It has always been my position that killing animals that are handsome, adorable, or elegant is morally wrong. The only animals that should be killed are ones that are mildly annoying like flies or delicious like wherever hamburgers come from.
So when news broke that the most evil dentist since Christian Szell killed a handsome lion, the reaction was swift, unanimous and correct: fuck that guy. Considering Dr. Walter Palmer, DDS may face extradition to Zimbabwe, and that his best-case scenario is remaining America in a quasi-Twilight Zone state where he is free, but imprisoned by the universal hatred of his neighbors and former friends, his life is certainly ruined. We did it!
But you know what group of people doesn’t quite feel so strongly as I do about Cecil The Lion’s death? Zimbabweans! And while you might think that this is the result of some sort of antipathy toward a marauding death beast named after the aggressively racist colonialist who their country was once named for, for some, the issue is a bit more fundamental than that.
“What lion?” acting information minister Prisca Mupfumira asked in response to a request for comment about Cecil, who was at that moment topping global news bulletins and generating reams of abuse for his killer on websites in the United States and Europe.

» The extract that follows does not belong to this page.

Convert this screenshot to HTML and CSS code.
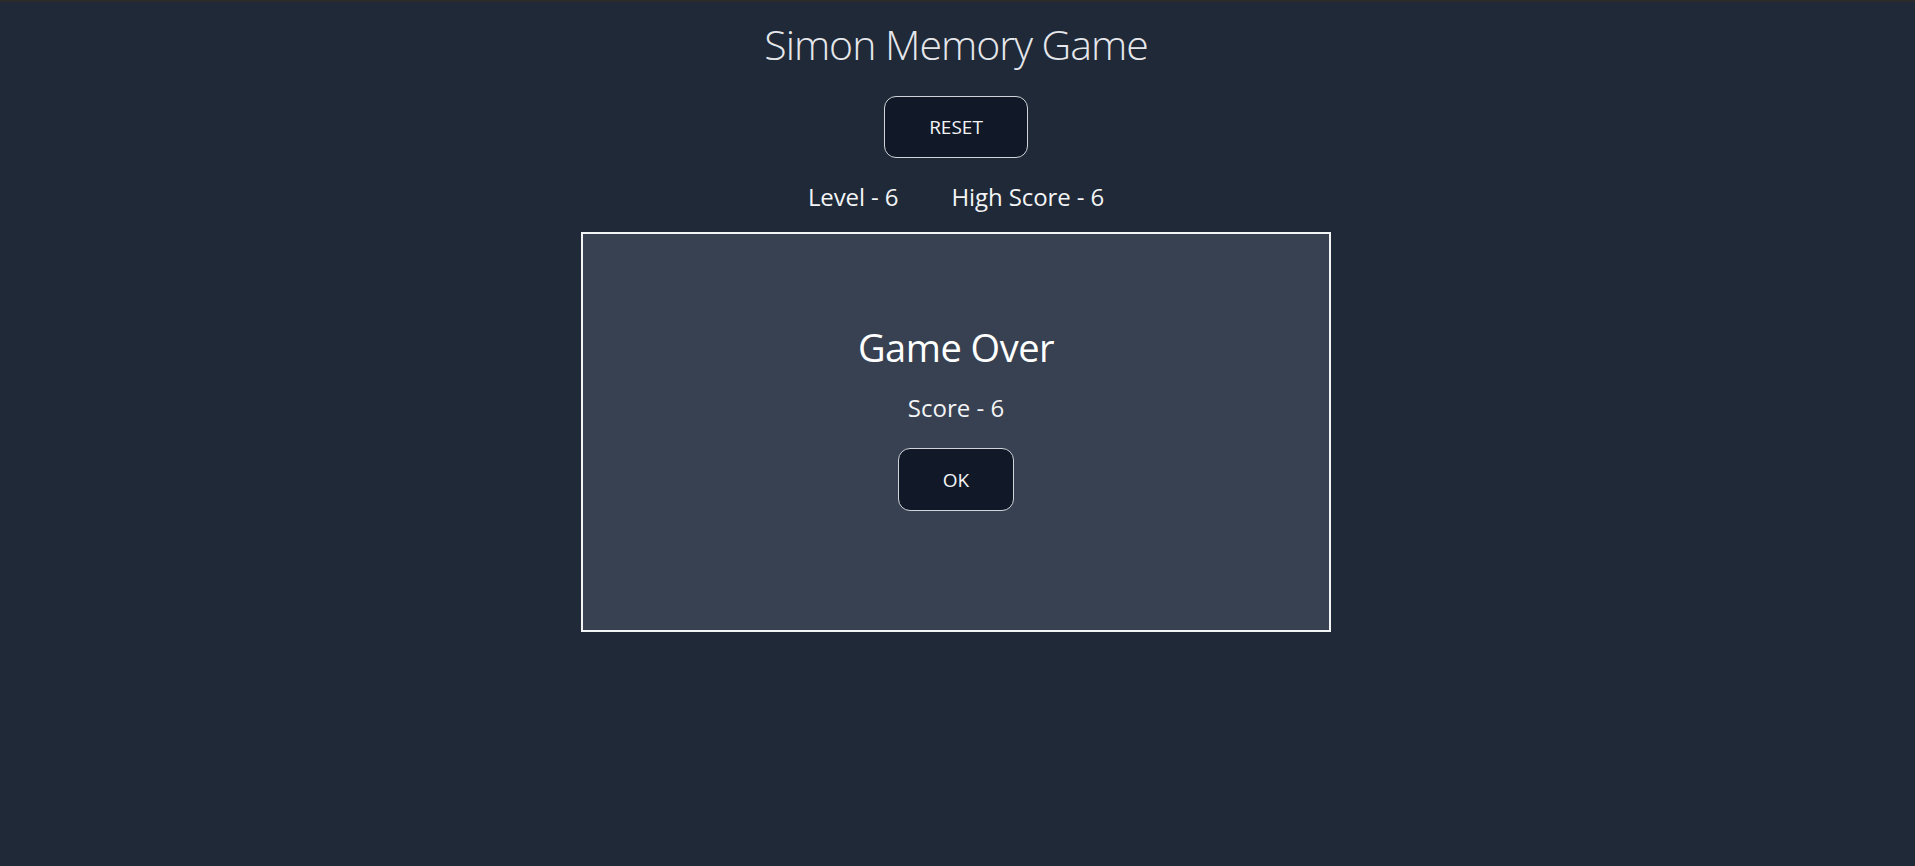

The INFORMATION MINISTER had no idea who this lion was! Now, this may be more a function of Zimbabwe’s awful, incompetent government. But it’s not like the locals are up in arms over this.

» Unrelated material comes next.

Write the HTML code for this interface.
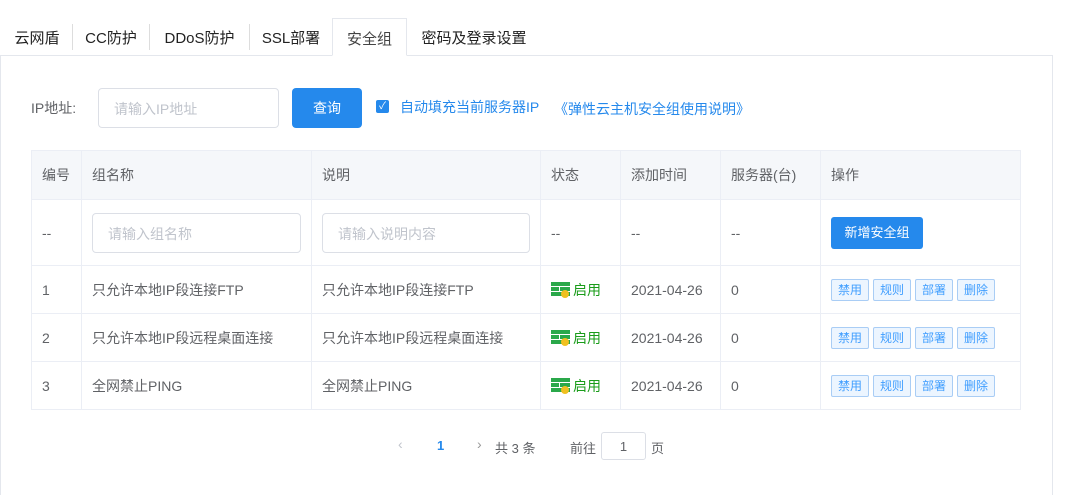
<!DOCTYPE html><html><head><meta charset="utf-8"><style>
*{box-sizing:border-box;margin:0;padding:0}
body{width:1073px;height:489px;background:#fff;font-family:"Liberation Sans","Noto Sans CJK SC",sans-serif;position:relative;overflow:hidden;color:#606266;font-size:14px}
.a{position:absolute}
.tab{position:absolute;top:18px;height:38px;line-height:42px;font-size:15px;color:#222;text-align:center}
.sep{position:absolute;top:24px;width:1px;height:26px;background:#ddd}
.panel{position:absolute;left:0;top:55px;width:1053px;height:440px;border:1px solid #e4e7ed;border-bottom:none}
.inp{position:absolute;border:1px solid #dcdfe6;border-radius:4px;color:#c0c4cc;font-size:14px;padding-left:15px}
table{position:absolute;left:31px;top:150px;border-collapse:collapse;width:990px}
td{border:1px solid #ebeef5;padding-left:10px;font-size:14px;color:#606266}
tr.h td{background:#f5f7fa;height:49px;color:#606266}
.b{display:inline-block;border:1px solid #a9cdf5;background:#ecf5ff;color:#409eff;font-size:12px;height:22px;line-height:20px;width:38px;text-align:center;margin-right:4px;border-radius:2px}
.st{color:#1a9c1a;display:flex;align-items:center;gap:2px}
</style></head><body>
<div class="tab" style="left:8px;width:58px">云网盾</div><div class="sep" style="left:72px"></div>
<div class="tab" style="left:76px;width:70px">CC防护</div><div class="sep" style="left:149px"></div>
<div class="tab" style="left:152px;width:95px">DDoS防护</div><div class="sep" style="left:249px"></div>
<div class="tab" style="left:252px;width:78px">SSL部署</div>
<div class="panel"></div>
<div class="tab" style="left:332px;width:75px;border:1px solid #e4e7ed;border-bottom:1px solid #fff;background:#fff;color:#444;height:38px">安全组</div>
<div class="tab" style="left:410px;width:128px">密码及登录设置</div>
<div class="a" style="left:31px;top:98px;font-size:14px">IP地址:</div>
<div class="inp" style="left:98px;top:88px;width:181px;height:40px;line-height:40px">请输入IP地址</div>
<div class="a" style="left:292px;top:88px;width:70px;height:40px;background:#2589ec;color:#fff;border-radius:4px;text-align:center;line-height:40px">查询</div>
<div class="a" style="left:376px;top:100px;width:13px;height:13px;background:#2589ec;border-radius:2px;color:#fff;font-size:10px;line-height:13px;text-align:center">✓</div>
<div class="a" style="left:400px;top:97px;color:#2589ec;font-size:14px">自动填充当前服务器IP</div>
<div class="a" style="left:554px;top:99px;color:#2589ec;font-size:14px">《弹性云主机安全组使用说明》</div>
<table>
<tr class="h"><td style="width:50px">编号</td><td style="width:230px">组名称</td><td style="width:229px">说明</td><td style="width:80px">状态</td><td style="width:100px">添加时间</td><td style="width:100px">服务器(台)</td><td>操作</td></tr>
<tr style="height:66px"><td>--</td><td><div style="border:1px solid #dcdfe6;border-radius:4px;width:209px;height:40px;line-height:40px;color:#c0c4cc;padding-left:15px">请输入组名称</div></td><td><div style="border:1px solid #dcdfe6;border-radius:4px;width:208px;height:40px;line-height:40px;color:#c0c4cc;padding-left:15px">请输入说明内容</div></td><td>--</td><td>--</td><td>--</td><td><span style="display:inline-block;background:#2589ec;color:#fff;width:92px;height:32px;line-height:32px;text-align:center;border-radius:3px;font-size:13px">新增安全组</span></td></tr>
<tr style="height:48px"><td>1</td><td>只允许本地IP段连接FTP</td><td>只允许本地IP段连接FTP</td><td><span class="st"><svg width="20" height="18"><g fill="#2aa84a"><rect x="0" y="1" width="19" height="4"/><rect x="0" y="6" width="8" height="4"/><rect x="9" y="6" width="10" height="4"/><rect x="0" y="11" width="19" height="4"/></g><circle cx="14" cy="13" r="4" fill="#f0c020"/></svg>启用</span></td><td>2021-04-26</td><td>0</td><td><span class="b">禁用</span><span class="b">规则</span><span class="b">部署</span><span class="b">删除</span></td></tr>
<tr style="height:48px"><td>2</td><td>只允许本地IP段远程桌面连接</td><td>只允许本地IP段远程桌面连接</td><td><span class="st"><svg width="20" height="18"><g fill="#2aa84a"><rect x="0" y="1" width="19" height="4"/><rect x="0" y="6" width="8" height="4"/><rect x="9" y="6" width="10" height="4"/><rect x="0" y="11" width="19" height="4"/></g><circle cx="14" cy="13" r="4" fill="#f0c020"/></svg>启用</span></td><td>2021-04-26</td><td>0</td><td><span class="b">禁用</span><span class="b">规则</span><span class="b">部署</span><span class="b">删除</span></td></tr>
<tr style="height:48px"><td>3</td><td>全网禁止PING</td><td>全网禁止PING</td><td><span class="st"><svg width="20" height="18"><g fill="#2aa84a"><rect x="0" y="1" width="19" height="4"/><rect x="0" y="6" width="8" height="4"/><rect x="9" y="6" width="10" height="4"/><rect x="0" y="11" width="19" height="4"/></g><circle cx="14" cy="13" r="4" fill="#f0c020"/></svg>启用</span></td><td>2021-04-26</td><td>0</td><td><span class="b">禁用</span><span class="b">规则</span><span class="b">部署</span><span class="b">删除</span></td></tr>
</table>
<div class="a" style="left:398px;top:436px;color:#c0c4cc;font-size:14px">‹</div>
<div class="a" style="left:437px;top:438px;color:#2589ec;font-size:13px;font-weight:bold">1</div>
<div class="a" style="left:477px;top:436px;color:#999;font-size:14px">›</div>
<div class="a" style="left:495px;top:438px;font-size:13px">共 3 条</div>
<div class="a" style="left:570px;top:438px;font-size:13px">前往</div>
<div class="a" style="left:601px;top:432px;width:45px;height:28px;border:1px solid #dcdfe6;border-radius:3px;text-align:center;line-height:28px;font-size:13px">1</div>
<div class="a" style="left:651px;top:438px;font-size:13px">页</div>
</body></html>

“Are you saying that all this noise is about a dead lion? Lions are killed all the time in this country,” said Tryphina Kaseke, a used-clothes hawker on the streets of Harare. “What is so special about this one?”
Uh, it has a name?
“Why are the Americans more concerned than us?” said Joseph Mabuwa, a 33-year-old father-of-two cleaning his car in the center of the capital. “We never hear them speak out when villagers are killed by lions and elephants in Hwange.”
So why are the Zimbabweans less concerned than us about Cecil’s death? The answer is simple. Imagine if Zimbabweans came here and started hunting our asshole dentists for sport. Sure, asshole dentists are a commonplace nuisance, but it’d still be a little weird, and a little annoying. And it’s rude and disrespectful to come to our country and violate our strict No Dentist Hunting Laws by luring them outside of the Safe Dentist Preserve with… flouride, let’s say. But we wouldn’t really care that much because asshole dentists are all around us, and to the extent we interact with them, it’s when they poke our gums with sharp metal objects and then berate us for not flossing.
So maybe everyone does care the right amount. RIP Cecil, nevertheless.